The survey did contain some good news, Chabin said. Consumers will pay for good content, as much as $14 to $20 for a good experience. Some 14 percent of those surveyed either own or use a VR headset weekly. And about 40 percent of those between the ages of 16 and 34 are interested in buying a VR headset.

“We thought, considering how new the industry is, that these numbers are very good,” Chabin said.

The industry should get a well-timed boost of attention next March with the arrival of Steven Spielberg’s film adaptation of Ready Player One, a sci-fi thriller set in a VR-like online space.

“The average movie ticket is $8,” Chabin said. “If that movie makes $800 million, that means 100 million people went to see it. We will have very few opportunities to explain VR to the global community like that.”

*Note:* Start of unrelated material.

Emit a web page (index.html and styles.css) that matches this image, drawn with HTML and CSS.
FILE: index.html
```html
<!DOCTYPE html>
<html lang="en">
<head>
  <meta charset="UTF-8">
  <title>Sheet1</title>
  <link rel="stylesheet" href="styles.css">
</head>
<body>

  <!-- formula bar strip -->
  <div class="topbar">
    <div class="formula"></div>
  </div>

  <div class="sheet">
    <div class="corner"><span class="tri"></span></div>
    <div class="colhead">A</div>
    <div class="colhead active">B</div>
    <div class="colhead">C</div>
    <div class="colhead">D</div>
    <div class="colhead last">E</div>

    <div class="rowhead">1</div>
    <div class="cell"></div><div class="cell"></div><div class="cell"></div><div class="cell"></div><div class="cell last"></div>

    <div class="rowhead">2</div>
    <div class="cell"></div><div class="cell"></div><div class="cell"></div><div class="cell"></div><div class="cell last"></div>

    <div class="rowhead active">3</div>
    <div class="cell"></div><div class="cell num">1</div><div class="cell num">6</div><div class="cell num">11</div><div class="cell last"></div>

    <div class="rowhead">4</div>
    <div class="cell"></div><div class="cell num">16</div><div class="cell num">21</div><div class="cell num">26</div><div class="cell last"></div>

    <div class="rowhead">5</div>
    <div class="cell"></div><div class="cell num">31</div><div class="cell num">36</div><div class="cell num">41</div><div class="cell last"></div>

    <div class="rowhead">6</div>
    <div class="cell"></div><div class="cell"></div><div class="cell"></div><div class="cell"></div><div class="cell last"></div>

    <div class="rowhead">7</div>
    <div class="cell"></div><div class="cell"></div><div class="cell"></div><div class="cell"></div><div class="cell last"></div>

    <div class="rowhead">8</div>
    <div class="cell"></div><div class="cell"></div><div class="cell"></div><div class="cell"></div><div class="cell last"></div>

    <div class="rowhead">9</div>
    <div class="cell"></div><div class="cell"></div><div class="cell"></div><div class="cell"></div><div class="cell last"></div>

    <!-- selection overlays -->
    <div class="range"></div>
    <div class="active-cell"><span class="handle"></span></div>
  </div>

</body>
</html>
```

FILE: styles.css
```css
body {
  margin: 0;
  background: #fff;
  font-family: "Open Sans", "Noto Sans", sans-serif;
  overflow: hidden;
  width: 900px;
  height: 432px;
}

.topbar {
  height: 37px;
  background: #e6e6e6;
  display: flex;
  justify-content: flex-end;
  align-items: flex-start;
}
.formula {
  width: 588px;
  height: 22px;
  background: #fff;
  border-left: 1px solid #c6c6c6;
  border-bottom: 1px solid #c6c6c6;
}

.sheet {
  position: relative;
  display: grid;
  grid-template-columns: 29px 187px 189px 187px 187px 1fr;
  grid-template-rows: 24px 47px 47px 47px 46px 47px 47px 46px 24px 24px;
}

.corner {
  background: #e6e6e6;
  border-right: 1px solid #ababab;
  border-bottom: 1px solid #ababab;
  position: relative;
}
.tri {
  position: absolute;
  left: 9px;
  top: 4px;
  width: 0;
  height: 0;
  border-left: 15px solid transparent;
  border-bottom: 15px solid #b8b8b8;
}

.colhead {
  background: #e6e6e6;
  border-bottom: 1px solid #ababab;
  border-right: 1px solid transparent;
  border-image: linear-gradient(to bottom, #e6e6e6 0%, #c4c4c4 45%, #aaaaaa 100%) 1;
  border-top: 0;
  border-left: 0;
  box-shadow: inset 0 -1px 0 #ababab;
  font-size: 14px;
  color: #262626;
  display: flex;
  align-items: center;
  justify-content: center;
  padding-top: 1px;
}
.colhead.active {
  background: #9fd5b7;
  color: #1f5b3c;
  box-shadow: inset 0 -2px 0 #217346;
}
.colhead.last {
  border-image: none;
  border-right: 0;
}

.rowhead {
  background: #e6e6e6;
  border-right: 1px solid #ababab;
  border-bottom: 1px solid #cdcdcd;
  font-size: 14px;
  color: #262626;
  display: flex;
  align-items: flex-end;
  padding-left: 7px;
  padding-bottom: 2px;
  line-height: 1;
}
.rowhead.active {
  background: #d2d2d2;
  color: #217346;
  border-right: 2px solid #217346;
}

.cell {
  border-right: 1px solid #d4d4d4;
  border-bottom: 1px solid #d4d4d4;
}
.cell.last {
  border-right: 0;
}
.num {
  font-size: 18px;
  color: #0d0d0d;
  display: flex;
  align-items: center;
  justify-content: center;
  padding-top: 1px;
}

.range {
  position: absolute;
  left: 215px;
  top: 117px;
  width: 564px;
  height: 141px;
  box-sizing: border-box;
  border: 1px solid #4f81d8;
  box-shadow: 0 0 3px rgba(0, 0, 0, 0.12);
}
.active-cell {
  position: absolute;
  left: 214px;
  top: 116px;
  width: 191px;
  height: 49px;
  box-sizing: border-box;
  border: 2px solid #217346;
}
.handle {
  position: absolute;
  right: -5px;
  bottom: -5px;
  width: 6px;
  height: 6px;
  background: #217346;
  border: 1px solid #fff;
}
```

And some solutions are already coming forward. I moderated a panel this past week at Digital Hollywood that featured two executives from LOOT Interactive, which now is working with Sansar and its not-yet-released collaborative tools that allow people to share the VR experience.

That’ll be big in the consumer market, but I have to think it’ll be massive in the business world, especially as air-travel restrictions such as laptop bans make international meetings increasingly difficult. If you can avoid the travel and have a pretty good collaborative VR-based meeting, maybe you’ll just do that instead.

So, again, we’re back at pushing VR and AR into new spaces far beyond games and entertainment that hold great promise and perhaps more near-term potential.

In the meantime, we need more thought and concerted cooperation about midwifing the nascent industry forward on a variety of fronts. That’s a reality needed far beyond the virtual.